[Records with interface code]
-- -- --

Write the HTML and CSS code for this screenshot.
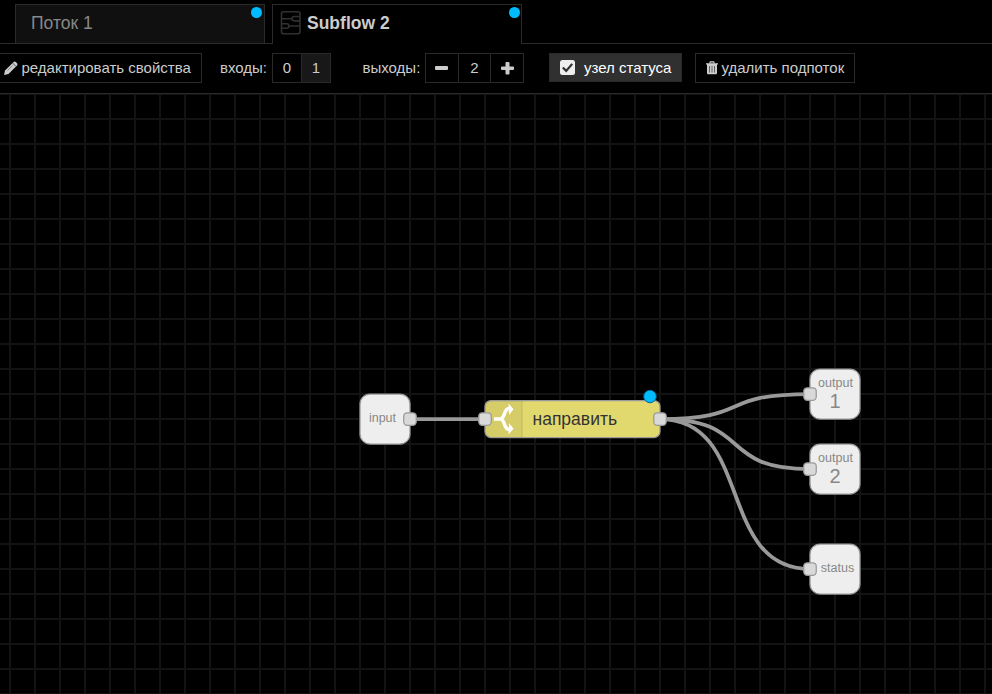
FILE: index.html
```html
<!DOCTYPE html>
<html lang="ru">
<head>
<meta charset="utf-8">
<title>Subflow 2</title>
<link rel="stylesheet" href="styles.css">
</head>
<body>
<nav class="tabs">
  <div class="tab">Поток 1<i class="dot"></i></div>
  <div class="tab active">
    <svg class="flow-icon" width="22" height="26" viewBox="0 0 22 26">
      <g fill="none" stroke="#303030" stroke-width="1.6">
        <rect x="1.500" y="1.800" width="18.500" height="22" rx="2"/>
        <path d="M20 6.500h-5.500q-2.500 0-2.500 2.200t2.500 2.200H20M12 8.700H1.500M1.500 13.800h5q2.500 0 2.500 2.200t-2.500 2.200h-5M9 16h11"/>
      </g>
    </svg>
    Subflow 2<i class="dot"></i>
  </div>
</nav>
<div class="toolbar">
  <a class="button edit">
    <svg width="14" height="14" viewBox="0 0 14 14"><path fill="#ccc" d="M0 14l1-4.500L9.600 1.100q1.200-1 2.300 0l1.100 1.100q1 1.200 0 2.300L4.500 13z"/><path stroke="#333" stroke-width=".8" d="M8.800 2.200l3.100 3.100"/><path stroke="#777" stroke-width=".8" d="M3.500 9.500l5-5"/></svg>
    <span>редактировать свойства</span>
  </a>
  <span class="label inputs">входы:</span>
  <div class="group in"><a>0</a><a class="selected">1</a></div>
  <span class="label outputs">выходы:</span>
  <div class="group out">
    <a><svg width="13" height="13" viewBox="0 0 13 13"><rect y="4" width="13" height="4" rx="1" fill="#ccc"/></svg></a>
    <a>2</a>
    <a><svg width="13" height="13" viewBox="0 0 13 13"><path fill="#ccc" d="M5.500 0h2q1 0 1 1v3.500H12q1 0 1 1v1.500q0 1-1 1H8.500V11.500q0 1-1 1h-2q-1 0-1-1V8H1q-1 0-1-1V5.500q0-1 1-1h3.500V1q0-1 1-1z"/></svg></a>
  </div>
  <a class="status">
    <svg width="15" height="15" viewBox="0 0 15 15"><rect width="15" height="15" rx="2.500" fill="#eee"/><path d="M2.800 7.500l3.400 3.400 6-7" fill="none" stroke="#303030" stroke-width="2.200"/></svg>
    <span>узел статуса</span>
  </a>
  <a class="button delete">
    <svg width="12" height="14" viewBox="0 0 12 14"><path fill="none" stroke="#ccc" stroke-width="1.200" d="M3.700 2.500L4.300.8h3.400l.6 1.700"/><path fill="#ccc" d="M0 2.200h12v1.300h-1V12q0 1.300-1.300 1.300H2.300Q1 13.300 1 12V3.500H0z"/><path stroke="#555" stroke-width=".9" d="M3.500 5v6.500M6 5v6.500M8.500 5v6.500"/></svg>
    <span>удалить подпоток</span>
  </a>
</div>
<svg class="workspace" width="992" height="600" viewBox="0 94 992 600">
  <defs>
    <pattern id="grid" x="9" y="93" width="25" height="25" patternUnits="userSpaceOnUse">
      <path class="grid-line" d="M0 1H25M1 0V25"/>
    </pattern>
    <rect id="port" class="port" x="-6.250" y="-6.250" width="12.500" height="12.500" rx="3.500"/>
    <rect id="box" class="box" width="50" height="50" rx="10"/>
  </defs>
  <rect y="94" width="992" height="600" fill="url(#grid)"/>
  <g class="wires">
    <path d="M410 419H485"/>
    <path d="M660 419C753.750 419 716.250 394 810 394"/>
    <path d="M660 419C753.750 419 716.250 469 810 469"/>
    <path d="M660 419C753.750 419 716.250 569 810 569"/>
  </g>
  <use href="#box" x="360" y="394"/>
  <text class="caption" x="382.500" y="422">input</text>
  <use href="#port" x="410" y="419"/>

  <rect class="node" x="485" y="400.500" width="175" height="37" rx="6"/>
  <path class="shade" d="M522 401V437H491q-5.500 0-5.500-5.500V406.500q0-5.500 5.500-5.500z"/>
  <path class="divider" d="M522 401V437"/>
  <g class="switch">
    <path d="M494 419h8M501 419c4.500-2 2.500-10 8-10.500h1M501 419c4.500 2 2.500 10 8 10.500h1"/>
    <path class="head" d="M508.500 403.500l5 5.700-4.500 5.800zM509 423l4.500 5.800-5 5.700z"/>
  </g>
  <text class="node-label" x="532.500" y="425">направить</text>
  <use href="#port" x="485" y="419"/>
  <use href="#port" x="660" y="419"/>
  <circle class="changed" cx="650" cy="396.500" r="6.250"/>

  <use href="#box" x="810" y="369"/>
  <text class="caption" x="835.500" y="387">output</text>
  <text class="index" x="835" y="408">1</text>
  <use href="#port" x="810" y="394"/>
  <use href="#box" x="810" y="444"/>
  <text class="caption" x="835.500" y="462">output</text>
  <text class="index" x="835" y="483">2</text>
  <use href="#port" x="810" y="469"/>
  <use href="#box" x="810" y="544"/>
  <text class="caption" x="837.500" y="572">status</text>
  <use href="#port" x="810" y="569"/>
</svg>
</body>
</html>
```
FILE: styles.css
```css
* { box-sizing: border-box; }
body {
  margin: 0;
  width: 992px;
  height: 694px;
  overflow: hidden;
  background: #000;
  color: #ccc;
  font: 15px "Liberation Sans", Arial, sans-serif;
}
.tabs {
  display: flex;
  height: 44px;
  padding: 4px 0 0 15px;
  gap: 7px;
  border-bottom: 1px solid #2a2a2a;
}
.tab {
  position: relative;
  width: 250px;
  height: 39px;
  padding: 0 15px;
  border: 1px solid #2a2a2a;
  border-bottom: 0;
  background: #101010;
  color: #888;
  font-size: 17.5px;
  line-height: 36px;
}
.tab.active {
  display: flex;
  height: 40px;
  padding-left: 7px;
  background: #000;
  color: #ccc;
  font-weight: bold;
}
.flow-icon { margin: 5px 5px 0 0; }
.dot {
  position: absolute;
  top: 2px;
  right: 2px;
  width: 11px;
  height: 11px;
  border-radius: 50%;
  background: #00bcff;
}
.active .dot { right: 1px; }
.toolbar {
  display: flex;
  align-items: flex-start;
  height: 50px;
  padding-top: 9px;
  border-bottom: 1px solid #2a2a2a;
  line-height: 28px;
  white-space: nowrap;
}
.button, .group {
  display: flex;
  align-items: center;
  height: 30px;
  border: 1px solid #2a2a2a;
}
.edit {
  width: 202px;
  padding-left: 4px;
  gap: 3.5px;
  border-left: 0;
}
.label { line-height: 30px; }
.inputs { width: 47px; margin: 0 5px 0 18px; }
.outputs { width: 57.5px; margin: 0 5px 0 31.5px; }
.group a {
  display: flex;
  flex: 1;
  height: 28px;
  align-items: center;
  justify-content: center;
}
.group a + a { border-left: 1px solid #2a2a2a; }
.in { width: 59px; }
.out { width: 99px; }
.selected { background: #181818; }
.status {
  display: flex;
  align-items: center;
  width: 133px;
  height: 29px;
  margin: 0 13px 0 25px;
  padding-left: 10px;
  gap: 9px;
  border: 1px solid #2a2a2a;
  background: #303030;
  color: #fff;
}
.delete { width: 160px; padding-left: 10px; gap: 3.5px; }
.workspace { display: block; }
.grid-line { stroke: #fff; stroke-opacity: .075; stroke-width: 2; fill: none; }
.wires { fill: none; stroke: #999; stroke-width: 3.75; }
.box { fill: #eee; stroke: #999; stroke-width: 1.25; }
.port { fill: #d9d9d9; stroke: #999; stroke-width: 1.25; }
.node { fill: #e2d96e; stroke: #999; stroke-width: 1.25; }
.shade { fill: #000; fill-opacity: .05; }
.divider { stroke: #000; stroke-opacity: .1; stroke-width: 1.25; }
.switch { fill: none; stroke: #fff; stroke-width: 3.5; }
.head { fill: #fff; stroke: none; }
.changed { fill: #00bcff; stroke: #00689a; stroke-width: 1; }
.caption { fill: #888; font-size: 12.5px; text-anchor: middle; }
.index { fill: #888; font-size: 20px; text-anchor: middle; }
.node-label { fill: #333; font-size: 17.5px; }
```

-- -- --

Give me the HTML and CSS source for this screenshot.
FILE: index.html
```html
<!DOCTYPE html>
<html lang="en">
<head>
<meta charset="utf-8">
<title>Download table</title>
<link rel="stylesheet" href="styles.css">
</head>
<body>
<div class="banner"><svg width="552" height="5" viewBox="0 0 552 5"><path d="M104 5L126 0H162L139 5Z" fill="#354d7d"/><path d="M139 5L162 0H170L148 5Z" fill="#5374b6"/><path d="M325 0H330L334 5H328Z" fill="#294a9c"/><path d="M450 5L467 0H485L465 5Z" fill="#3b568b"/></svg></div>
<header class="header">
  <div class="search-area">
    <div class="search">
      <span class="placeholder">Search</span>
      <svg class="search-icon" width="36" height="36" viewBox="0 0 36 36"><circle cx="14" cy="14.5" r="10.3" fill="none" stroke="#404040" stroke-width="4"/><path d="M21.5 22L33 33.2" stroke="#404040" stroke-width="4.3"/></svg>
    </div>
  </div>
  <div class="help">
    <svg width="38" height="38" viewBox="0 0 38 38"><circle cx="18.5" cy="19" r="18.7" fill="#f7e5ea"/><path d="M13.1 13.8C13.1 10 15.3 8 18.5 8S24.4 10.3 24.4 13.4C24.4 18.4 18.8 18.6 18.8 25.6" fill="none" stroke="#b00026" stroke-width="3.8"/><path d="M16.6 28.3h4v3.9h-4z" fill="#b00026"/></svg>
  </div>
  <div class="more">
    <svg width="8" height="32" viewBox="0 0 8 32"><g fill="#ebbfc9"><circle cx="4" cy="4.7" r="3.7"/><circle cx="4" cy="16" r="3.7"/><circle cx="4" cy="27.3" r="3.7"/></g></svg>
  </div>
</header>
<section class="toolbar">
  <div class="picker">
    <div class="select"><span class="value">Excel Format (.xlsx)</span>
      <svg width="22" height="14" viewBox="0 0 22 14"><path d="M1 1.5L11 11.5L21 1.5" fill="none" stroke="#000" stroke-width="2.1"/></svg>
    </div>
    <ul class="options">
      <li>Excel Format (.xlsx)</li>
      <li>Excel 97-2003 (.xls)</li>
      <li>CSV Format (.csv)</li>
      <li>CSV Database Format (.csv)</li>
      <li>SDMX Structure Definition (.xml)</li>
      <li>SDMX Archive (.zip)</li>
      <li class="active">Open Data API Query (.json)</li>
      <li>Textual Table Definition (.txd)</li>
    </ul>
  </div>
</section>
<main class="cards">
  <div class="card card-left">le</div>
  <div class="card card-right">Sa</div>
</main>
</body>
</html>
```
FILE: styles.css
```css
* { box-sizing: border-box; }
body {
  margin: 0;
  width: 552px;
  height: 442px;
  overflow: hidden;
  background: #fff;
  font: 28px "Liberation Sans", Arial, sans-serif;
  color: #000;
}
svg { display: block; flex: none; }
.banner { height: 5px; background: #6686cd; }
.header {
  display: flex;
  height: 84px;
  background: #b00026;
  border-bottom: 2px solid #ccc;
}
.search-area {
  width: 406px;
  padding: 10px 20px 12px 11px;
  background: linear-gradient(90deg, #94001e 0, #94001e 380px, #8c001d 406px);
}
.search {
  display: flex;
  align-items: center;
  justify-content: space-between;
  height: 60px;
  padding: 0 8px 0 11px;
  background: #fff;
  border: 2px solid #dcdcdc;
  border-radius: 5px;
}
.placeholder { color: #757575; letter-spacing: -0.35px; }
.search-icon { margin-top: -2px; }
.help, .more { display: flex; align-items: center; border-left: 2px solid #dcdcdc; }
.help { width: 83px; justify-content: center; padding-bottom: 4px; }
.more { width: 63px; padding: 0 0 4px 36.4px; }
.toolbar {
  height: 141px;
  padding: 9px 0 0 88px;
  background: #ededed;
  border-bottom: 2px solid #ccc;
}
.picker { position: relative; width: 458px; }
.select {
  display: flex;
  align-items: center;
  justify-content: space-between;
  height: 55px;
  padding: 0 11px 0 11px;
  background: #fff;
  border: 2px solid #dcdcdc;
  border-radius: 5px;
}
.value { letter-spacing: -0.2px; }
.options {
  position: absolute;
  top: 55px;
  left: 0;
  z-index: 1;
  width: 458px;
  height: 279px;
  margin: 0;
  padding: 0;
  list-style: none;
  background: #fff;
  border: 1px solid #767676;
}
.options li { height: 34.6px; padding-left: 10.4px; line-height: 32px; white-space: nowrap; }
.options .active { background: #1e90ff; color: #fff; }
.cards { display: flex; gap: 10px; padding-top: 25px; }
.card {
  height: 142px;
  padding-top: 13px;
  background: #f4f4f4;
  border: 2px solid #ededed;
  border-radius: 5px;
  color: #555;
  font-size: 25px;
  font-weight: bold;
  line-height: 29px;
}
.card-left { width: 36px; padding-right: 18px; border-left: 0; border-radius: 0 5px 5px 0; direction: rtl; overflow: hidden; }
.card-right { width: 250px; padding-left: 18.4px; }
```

-- -- --

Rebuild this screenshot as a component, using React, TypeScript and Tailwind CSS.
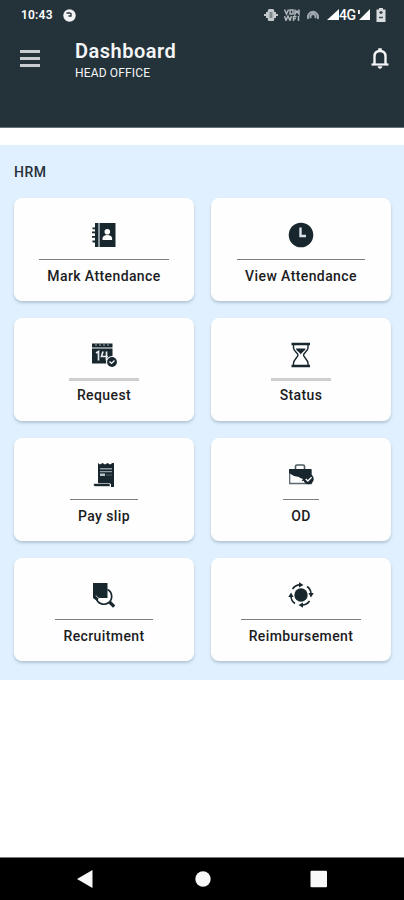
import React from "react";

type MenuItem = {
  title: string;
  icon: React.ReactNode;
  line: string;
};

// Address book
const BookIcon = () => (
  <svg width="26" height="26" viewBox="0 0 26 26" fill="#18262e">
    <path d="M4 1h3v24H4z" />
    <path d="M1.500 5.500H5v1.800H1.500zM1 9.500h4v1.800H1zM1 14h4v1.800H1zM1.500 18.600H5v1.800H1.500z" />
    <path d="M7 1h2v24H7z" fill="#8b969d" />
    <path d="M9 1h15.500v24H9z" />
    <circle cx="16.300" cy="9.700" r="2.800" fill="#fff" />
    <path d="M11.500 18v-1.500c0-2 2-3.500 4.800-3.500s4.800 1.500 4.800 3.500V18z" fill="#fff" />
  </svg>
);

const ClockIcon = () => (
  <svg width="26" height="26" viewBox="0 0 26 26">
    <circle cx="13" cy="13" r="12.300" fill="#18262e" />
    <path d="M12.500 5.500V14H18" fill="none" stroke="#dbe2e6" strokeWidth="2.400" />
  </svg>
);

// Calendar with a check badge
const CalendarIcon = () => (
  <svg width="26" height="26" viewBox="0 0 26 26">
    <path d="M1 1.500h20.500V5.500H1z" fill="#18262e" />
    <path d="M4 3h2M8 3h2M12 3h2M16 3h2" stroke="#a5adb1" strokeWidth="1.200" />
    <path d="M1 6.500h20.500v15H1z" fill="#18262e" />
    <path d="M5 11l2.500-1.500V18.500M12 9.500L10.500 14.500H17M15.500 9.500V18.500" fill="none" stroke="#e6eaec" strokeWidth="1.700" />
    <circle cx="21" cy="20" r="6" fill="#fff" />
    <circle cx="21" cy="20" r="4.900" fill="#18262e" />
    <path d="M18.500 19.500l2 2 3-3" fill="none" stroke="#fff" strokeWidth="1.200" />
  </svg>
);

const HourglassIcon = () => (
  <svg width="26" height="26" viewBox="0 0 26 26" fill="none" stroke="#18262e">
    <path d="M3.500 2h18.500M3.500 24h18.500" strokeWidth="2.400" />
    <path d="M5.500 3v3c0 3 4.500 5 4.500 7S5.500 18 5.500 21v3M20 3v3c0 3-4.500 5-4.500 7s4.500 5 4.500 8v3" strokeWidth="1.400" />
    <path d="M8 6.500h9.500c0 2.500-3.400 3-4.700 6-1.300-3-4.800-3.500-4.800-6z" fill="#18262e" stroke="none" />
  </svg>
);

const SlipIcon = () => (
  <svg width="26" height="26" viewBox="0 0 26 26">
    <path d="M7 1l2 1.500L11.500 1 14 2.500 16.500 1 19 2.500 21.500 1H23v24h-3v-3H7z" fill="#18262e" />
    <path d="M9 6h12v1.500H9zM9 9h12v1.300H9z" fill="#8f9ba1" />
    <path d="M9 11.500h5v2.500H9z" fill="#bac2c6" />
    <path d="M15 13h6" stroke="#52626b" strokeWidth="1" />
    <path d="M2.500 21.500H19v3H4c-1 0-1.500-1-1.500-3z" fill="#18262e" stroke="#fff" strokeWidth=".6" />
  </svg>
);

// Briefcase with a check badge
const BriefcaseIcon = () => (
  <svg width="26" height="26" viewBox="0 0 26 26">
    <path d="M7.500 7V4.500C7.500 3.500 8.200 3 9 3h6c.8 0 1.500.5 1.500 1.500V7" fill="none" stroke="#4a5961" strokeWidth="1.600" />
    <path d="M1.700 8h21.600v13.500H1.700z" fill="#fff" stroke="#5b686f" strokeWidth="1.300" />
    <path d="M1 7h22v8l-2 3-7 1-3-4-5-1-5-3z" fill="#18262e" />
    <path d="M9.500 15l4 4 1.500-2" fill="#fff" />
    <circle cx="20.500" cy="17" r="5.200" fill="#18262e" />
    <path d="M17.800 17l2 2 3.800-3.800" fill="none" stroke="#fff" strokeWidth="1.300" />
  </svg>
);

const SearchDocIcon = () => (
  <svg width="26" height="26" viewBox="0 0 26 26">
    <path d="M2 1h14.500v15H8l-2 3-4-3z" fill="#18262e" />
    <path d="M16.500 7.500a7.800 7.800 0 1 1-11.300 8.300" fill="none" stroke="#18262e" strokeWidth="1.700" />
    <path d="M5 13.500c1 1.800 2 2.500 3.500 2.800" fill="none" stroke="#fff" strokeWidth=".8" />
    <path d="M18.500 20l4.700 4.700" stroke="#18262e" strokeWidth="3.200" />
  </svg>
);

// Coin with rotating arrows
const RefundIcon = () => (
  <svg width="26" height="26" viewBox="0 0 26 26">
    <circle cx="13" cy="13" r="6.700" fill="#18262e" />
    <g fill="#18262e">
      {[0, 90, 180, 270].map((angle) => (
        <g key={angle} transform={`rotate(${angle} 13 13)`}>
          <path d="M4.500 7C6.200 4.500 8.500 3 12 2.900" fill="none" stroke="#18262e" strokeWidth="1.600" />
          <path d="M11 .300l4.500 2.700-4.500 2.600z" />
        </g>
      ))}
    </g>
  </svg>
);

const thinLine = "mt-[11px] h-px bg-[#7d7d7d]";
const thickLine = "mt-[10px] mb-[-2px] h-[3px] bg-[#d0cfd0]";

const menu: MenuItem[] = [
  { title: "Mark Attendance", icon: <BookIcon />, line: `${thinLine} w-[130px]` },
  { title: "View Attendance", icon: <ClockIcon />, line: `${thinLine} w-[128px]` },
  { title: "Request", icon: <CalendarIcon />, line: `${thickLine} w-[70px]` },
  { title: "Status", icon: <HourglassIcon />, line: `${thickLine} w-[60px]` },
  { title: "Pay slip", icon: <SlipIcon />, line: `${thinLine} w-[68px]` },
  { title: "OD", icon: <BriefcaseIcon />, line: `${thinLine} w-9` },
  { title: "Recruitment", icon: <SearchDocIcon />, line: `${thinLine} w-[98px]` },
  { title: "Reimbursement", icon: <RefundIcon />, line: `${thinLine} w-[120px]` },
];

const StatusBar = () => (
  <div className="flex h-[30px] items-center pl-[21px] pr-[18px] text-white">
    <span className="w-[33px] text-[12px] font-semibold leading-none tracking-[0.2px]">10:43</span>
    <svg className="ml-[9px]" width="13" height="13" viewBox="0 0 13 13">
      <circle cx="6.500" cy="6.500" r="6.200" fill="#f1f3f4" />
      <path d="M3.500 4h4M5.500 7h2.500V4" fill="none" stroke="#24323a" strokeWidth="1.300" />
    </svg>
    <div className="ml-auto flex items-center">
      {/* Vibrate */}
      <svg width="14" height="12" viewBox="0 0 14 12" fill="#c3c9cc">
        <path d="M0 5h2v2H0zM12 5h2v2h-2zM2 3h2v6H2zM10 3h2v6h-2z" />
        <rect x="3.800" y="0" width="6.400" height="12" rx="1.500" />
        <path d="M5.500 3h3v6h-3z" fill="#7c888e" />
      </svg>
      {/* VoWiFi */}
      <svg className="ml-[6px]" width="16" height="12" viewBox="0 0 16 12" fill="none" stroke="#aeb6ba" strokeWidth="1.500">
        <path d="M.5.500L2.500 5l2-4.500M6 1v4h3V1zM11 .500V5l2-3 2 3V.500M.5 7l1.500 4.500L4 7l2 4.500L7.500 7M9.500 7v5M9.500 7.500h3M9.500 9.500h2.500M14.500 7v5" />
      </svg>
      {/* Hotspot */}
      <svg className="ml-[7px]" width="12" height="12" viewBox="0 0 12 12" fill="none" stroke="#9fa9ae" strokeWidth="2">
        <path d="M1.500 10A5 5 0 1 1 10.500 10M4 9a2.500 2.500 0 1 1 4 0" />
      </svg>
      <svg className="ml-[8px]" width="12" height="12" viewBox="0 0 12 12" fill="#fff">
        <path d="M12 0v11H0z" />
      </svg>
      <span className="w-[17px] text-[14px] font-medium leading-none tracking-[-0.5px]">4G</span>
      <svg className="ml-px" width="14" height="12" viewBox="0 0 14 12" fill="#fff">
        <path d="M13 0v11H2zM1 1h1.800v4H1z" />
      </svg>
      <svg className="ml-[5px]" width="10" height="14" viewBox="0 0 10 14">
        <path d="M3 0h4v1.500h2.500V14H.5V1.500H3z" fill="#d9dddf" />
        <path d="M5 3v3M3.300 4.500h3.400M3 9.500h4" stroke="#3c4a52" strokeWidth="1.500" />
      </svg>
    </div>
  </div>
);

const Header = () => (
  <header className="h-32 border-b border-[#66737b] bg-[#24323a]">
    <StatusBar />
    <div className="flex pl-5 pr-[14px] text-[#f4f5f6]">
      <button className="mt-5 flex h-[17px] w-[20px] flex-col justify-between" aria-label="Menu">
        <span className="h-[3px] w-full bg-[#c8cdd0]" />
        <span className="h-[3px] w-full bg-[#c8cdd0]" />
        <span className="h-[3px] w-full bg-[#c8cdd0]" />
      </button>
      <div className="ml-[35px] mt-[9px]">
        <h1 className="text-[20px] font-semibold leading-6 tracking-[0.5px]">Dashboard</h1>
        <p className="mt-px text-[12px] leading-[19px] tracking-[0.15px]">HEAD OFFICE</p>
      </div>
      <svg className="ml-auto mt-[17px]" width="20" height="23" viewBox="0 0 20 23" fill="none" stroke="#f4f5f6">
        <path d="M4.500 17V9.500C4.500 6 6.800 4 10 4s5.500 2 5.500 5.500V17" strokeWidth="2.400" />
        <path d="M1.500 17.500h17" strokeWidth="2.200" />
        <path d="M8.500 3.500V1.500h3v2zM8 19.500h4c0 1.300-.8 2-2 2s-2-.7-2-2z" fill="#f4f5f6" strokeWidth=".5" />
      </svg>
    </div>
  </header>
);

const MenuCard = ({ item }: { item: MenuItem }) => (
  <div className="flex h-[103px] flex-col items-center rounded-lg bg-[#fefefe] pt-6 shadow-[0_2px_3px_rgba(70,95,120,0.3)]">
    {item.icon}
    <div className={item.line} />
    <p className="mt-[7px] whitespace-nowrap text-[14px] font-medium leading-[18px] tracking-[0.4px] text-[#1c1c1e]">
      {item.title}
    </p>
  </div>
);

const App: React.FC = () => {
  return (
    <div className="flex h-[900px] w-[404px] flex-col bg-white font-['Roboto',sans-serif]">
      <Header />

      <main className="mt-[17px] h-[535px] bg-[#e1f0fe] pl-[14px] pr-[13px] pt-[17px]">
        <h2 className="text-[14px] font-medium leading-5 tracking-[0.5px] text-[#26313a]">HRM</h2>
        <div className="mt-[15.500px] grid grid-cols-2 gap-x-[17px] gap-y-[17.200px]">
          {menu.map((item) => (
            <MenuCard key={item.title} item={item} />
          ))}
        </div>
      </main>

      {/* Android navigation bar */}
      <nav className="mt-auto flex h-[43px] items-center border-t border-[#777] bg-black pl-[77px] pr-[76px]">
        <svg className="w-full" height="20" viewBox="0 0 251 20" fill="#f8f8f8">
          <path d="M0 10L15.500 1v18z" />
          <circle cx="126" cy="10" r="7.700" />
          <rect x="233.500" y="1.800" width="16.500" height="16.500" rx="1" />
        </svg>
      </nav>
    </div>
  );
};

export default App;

-- -- --

### The task
Consider the entries above and return each line with the string "React".

### Task answer
Rebuild this screenshot as a component, using React, TypeScript and Tailwind CSS.
import React from "react";
  icon: React.ReactNode;
const App: React.FC = () => {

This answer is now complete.